• WHAT YOU ARE ASKED TO DO: Return the lines where the word "with" occurs.
##### STORED RECORDS
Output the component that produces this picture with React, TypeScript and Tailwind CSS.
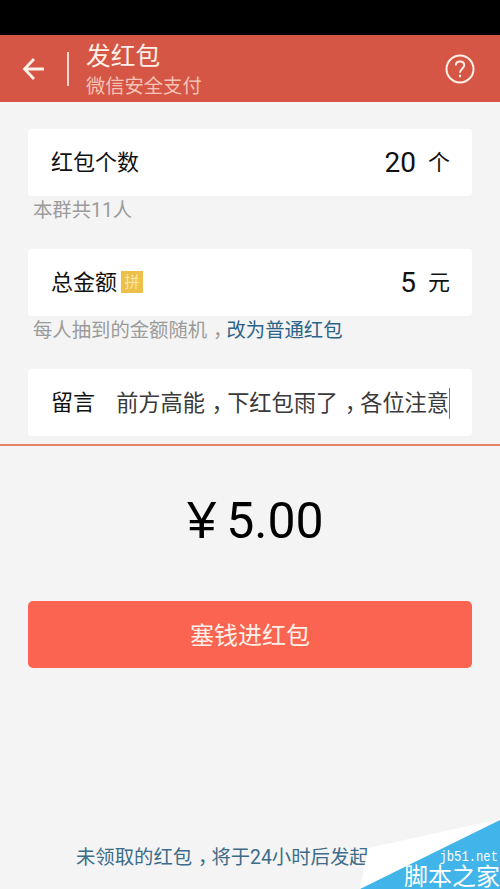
##########
##### STORED RECORDS
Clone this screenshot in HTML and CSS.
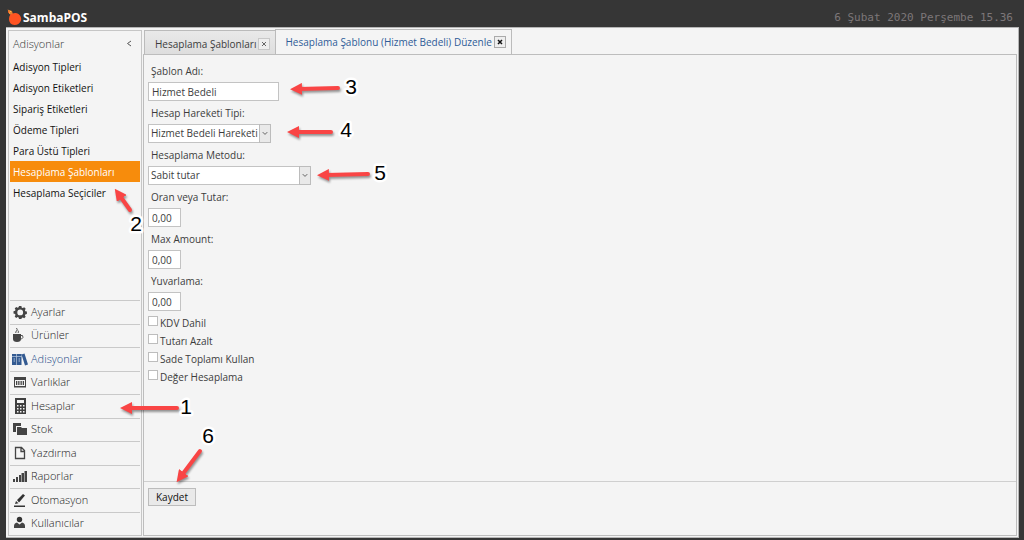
##########
##### STORED RECORDS
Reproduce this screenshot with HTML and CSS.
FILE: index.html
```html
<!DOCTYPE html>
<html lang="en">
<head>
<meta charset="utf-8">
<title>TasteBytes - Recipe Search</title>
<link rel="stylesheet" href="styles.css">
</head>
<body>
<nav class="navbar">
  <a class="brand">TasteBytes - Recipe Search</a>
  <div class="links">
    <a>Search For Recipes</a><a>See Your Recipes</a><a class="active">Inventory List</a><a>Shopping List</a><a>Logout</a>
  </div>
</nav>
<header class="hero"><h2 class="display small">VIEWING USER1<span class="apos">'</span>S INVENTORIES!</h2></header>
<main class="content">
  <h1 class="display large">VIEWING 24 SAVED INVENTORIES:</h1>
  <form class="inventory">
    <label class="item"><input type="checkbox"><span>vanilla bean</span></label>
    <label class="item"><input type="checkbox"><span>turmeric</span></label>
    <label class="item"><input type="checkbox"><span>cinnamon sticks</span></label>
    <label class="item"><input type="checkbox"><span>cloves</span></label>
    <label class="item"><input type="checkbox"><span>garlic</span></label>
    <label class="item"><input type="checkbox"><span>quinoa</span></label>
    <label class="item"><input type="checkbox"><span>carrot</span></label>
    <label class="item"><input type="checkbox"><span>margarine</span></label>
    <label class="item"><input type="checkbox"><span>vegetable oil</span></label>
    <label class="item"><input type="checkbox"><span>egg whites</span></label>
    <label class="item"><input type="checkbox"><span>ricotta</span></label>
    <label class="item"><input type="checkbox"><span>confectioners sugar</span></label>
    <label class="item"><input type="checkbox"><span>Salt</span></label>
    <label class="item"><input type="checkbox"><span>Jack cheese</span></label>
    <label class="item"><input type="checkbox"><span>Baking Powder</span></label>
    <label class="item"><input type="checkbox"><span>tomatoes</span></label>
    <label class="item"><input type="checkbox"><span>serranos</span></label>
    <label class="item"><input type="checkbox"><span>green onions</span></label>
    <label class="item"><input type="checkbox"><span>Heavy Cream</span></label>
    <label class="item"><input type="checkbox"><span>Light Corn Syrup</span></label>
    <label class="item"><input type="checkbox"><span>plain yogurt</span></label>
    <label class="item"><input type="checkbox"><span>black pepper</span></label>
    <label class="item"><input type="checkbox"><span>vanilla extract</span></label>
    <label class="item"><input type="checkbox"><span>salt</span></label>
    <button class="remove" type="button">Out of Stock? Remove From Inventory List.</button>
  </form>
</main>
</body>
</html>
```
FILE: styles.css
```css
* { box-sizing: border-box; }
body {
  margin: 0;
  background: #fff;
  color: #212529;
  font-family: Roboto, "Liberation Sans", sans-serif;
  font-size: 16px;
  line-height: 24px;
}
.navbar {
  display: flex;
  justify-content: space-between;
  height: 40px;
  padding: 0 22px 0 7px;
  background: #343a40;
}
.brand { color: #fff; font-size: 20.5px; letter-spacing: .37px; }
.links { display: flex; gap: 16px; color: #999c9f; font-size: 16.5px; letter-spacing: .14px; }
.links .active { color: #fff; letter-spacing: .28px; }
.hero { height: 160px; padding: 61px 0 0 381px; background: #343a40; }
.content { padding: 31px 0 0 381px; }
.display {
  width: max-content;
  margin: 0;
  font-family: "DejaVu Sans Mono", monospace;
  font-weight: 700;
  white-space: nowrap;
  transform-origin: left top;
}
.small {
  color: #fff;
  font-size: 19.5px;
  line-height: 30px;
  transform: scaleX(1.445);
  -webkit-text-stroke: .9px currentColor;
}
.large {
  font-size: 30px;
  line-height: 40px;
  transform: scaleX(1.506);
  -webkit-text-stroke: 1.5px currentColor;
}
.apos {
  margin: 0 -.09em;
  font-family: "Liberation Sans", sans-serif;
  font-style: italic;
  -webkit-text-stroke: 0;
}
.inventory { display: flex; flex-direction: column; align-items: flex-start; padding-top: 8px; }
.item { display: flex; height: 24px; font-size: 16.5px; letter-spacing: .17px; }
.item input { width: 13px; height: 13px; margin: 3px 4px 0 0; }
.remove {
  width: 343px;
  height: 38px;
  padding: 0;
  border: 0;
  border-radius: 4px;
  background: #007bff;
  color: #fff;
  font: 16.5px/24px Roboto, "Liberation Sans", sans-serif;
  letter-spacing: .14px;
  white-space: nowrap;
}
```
##########
• FINISHED ANSWER:
Output the component that produces this picture with React, TypeScript and Tailwind CSS.
Reproduce this screenshot with HTML and CSS.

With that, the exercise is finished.